- _DATA EXCERPT_
┌────────
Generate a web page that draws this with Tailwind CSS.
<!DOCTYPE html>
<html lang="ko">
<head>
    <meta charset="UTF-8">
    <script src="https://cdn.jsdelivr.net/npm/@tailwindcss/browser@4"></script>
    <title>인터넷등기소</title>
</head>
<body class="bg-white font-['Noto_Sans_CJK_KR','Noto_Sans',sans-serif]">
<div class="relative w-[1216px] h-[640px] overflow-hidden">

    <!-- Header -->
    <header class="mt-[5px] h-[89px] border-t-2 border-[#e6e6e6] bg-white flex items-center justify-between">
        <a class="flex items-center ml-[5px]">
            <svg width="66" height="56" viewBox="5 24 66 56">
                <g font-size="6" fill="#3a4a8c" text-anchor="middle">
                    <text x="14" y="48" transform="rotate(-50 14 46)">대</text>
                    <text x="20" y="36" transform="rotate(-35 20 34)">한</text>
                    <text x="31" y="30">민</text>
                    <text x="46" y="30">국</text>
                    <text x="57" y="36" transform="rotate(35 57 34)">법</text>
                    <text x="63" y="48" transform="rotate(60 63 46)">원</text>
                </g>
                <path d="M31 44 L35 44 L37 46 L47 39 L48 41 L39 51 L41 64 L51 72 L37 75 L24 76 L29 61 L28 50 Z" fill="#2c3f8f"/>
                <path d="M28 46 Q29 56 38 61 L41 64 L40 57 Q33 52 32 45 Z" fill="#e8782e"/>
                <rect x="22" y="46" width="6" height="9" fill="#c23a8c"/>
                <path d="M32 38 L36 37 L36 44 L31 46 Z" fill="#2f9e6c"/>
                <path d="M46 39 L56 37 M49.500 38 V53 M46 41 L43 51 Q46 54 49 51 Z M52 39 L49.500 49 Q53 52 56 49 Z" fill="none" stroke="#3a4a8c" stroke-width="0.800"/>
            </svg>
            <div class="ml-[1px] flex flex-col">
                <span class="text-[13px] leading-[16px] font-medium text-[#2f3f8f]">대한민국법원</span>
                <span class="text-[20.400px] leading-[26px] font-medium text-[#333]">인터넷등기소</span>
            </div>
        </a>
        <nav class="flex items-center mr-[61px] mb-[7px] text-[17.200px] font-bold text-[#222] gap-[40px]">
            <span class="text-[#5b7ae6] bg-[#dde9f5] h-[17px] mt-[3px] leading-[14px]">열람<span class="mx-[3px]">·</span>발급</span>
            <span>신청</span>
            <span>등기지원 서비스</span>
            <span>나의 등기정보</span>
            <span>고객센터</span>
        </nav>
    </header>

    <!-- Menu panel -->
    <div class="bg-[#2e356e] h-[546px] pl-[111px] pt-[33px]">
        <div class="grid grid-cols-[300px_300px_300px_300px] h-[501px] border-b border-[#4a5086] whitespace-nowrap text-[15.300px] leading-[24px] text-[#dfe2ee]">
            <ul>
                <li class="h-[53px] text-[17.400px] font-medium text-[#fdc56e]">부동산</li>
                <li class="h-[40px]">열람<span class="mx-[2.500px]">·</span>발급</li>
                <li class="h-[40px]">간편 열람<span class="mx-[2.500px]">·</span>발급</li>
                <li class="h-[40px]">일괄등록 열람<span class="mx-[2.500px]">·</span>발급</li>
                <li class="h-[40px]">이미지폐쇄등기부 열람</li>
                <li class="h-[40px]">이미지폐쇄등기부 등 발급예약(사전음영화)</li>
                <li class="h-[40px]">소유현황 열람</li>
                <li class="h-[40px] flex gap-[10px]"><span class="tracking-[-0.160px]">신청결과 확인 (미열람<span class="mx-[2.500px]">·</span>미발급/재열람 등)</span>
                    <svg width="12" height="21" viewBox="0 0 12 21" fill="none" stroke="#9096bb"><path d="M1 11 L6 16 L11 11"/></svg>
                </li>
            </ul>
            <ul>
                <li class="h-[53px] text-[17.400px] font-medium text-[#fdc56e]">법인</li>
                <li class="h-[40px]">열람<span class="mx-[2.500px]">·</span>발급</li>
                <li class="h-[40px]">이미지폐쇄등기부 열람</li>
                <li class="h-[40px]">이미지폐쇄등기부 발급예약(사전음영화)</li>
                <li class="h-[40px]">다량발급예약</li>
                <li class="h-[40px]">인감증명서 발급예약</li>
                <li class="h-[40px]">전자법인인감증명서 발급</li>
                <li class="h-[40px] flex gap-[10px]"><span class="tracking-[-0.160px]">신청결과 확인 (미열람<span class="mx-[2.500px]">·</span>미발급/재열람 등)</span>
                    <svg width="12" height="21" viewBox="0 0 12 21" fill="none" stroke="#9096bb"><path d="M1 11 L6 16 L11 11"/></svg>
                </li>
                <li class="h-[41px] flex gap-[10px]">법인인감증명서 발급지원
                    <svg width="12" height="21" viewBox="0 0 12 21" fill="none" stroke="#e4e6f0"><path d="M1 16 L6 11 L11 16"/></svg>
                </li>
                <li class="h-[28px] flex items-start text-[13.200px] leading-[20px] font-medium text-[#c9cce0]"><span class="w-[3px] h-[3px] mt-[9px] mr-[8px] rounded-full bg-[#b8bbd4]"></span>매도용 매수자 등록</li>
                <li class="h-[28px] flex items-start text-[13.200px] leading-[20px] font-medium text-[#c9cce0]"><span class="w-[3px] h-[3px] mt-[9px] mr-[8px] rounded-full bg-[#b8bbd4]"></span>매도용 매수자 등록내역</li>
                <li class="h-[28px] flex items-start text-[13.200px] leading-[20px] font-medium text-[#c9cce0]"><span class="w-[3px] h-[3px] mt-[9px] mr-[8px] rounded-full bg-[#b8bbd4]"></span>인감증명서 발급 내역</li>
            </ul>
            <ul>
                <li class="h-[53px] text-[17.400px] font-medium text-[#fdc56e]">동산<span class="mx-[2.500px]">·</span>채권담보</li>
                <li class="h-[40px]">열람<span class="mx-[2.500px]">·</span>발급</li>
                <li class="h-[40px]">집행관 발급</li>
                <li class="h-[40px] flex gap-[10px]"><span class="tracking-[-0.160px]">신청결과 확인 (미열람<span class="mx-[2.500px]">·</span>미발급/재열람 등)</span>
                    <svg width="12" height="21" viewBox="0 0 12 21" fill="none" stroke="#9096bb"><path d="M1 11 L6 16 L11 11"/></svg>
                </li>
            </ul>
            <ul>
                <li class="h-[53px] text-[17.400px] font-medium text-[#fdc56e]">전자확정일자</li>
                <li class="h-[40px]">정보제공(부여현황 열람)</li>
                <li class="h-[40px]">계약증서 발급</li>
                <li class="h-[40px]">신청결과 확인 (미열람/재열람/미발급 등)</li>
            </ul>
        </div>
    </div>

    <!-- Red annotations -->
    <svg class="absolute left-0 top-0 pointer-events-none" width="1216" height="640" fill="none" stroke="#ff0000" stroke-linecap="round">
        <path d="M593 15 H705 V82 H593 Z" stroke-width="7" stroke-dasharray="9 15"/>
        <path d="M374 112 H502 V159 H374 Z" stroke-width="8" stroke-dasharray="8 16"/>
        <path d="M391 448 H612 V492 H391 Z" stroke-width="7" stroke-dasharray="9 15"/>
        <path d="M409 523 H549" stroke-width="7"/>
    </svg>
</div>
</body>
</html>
└────────
- _AIM_
Set down the listing in full, keeping every word exactly as it is.

- _RESPONSE_
Generate a web page that draws this with Tailwind CSS.
<!DOCTYPE html>
<html lang="ko">
<head>
    <meta charset="UTF-8">
    <script src="https://cdn.jsdelivr.net/npm/@tailwindcss/browser@4"></script>
    <title>인터넷등기소</title>
</head>
<body class="bg-white font-['Noto_Sans_CJK_KR','Noto_Sans',sans-serif]">
<div class="relative w-[1216px] h-[640px] overflow-hidden">

    <!-- Header -->
    <header class="mt-[5px] h-[89px] border-t-2 border-[#e6e6e6] bg-white flex items-center justify-between">
        <a class="flex items-center ml-[5px]">
            <svg width="66" height="56" viewBox="5 24 66 56">
                <g font-size="6" fill="#3a4a8c" text-anchor="middle">
                    <text x="14" y="48" transform="rotate(-50 14 46)">대</text>
                    <text x="20" y="36" transform="rotate(-35 20 34)">한</text>
                    <text x="31" y="30">민</text>
                    <text x="46" y="30">국</text>
                    <text x="57" y="36" transform="rotate(35 57 34)">법</text>
                    <text x="63" y="48" transform="rotate(60 63 46)">원</text>
                </g>
                <path d="M31 44 L35 44 L37 46 L47 39 L48 41 L39 51 L41 64 L51 72 L37 75 L24 76 L29 61 L28 50 Z" fill="#2c3f8f"/>
                <path d="M28 46 Q29 56 38 61 L41 64 L40 57 Q33 52 32 45 Z" fill="#e8782e"/>
                <rect x="22" y="46" width="6" height="9" fill="#c23a8c"/>
                <path d="M32 38 L36 37 L36 44 L31 46 Z" fill="#2f9e6c"/>
                <path d="M46 39 L56 37 M49.500 38 V53 M46 41 L43 51 Q46 54 49 51 Z M52 39 L49.500 49 Q53 52 56 49 Z" fill="none" stroke="#3a4a8c" stroke-width="0.800"/>
            </svg>
            <div class="ml-[1px] flex flex-col">
                <span class="text-[13px] leading-[16px] font-medium text-[#2f3f8f]">대한민국법원</span>
                <span class="text-[20.400px] leading-[26px] font-medium text-[#333]">인터넷등기소</span>
            </div>
        </a>
        <nav class="flex items-center mr-[61px] mb-[7px] text-[17.200px] font-bold text-[#222] gap-[40px]">
            <span class="text-[#5b7ae6] bg-[#dde9f5] h-[17px] mt-[3px] leading-[14px]">열람<span class="mx-[3px]">·</span>발급</span>
            <span>신청</span>
            <span>등기지원 서비스</span>
            <span>나의 등기정보</span>
            <span>고객센터</span>
        </nav>
    </header>

    <!-- Menu panel -->
    <div class="bg-[#2e356e] h-[546px] pl-[111px] pt-[33px]">
        <div class="grid grid-cols-[300px_300px_300px_300px] h-[501px] border-b border-[#4a5086] whitespace-nowrap text-[15.300px] leading-[24px] text-[#dfe2ee]">
            <ul>
                <li class="h-[53px] text-[17.400px] font-medium text-[#fdc56e]">부동산</li>
                <li class="h-[40px]">열람<span class="mx-[2.500px]">·</span>발급</li>
                <li class="h-[40px]">간편 열람<span class="mx-[2.500px]">·</span>발급</li>
                <li class="h-[40px]">일괄등록 열람<span class="mx-[2.500px]">·</span>발급</li>
                <li class="h-[40px]">이미지폐쇄등기부 열람</li>
                <li class="h-[40px]">이미지폐쇄등기부 등 발급예약(사전음영화)</li>
                <li class="h-[40px]">소유현황 열람</li>
                <li class="h-[40px] flex gap-[10px]"><span class="tracking-[-0.160px]">신청결과 확인 (미열람<span class="mx-[2.500px]">·</span>미발급/재열람 등)</span>
                    <svg width="12" height="21" viewBox="0 0 12 21" fill="none" stroke="#9096bb"><path d="M1 11 L6 16 L11 11"/></svg>
                </li>
            </ul>
            <ul>
                <li class="h-[53px] text-[17.400px] font-medium text-[#fdc56e]">법인</li>
                <li class="h-[40px]">열람<span class="mx-[2.500px]">·</span>발급</li>
                <li class="h-[40px]">이미지폐쇄등기부 열람</li>
                <li class="h-[40px]">이미지폐쇄등기부 발급예약(사전음영화)</li>
                <li class="h-[40px]">다량발급예약</li>
                <li class="h-[40px]">인감증명서 발급예약</li>
                <li class="h-[40px]">전자법인인감증명서 발급</li>
                <li class="h-[40px] flex gap-[10px]"><span class="tracking-[-0.160px]">신청결과 확인 (미열람<span class="mx-[2.500px]">·</span>미발급/재열람 등)</span>
                    <svg width="12" height="21" viewBox="0 0 12 21" fill="none" stroke="#9096bb"><path d="M1 11 L6 16 L11 11"/></svg>
                </li>
                <li class="h-[41px] flex gap-[10px]">법인인감증명서 발급지원
                    <svg width="12" height="21" viewBox="0 0 12 21" fill="none" stroke="#e4e6f0"><path d="M1 16 L6 11 L11 16"/></svg>
                </li>
                <li class="h-[28px] flex items-start text-[13.200px] leading-[20px] font-medium text-[#c9cce0]"><span class="w-[3px] h-[3px] mt-[9px] mr-[8px] rounded-full bg-[#b8bbd4]"></span>매도용 매수자 등록</li>
                <li class="h-[28px] flex items-start text-[13.200px] leading-[20px] font-medium text-[#c9cce0]"><span class="w-[3px] h-[3px] mt-[9px] mr-[8px] rounded-full bg-[#b8bbd4]"></span>매도용 매수자 등록내역</li>
                <li class="h-[28px] flex items-start text-[13.200px] leading-[20px] font-medium text-[#c9cce0]"><span class="w-[3px] h-[3px] mt-[9px] mr-[8px] rounded-full bg-[#b8bbd4]"></span>인감증명서 발급 내역</li>
            </ul>
            <ul>
                <li class="h-[53px] text-[17.400px] font-medium text-[#fdc56e]">동산<span class="mx-[2.500px]">·</span>채권담보</li>
                <li class="h-[40px]">열람<span class="mx-[2.500px]">·</span>발급</li>
                <li class="h-[40px]">집행관 발급</li>
                <li class="h-[40px] flex gap-[10px]"><span class="tracking-[-0.160px]">신청결과 확인 (미열람<span class="mx-[2.500px]">·</span>미발급/재열람 등)</span>
                    <svg width="12" height="21" viewBox="0 0 12 21" fill="none" stroke="#9096bb"><path d="M1 11 L6 16 L11 11"/></svg>
                </li>
            </ul>
            <ul>
                <li class="h-[53px] text-[17.400px] font-medium text-[#fdc56e]">전자확정일자</li>
                <li class="h-[40px]">정보제공(부여현황 열람)</li>
                <li class="h-[40px]">계약증서 발급</li>
                <li class="h-[40px]">신청결과 확인 (미열람/재열람/미발급 등)</li>
            </ul>
        </div>
    </div>

    <!-- Red annotations -->
    <svg class="absolute left-0 top-0 pointer-events-none" width="1216" height="640" fill="none" stroke="#ff0000" stroke-linecap="round">
        <path d="M593 15 H705 V82 H593 Z" stroke-width="7" stroke-dasharray="9 15"/>
        <path d="M374 112 H502 V159 H374 Z" stroke-width="8" stroke-dasharray="8 16"/>
        <path d="M391 448 H612 V492 H391 Z" stroke-width="7" stroke-dasharray="9 15"/>
        <path d="M409 523 H549" stroke-width="7"/>
    </svg>
</div>
</body>
</html>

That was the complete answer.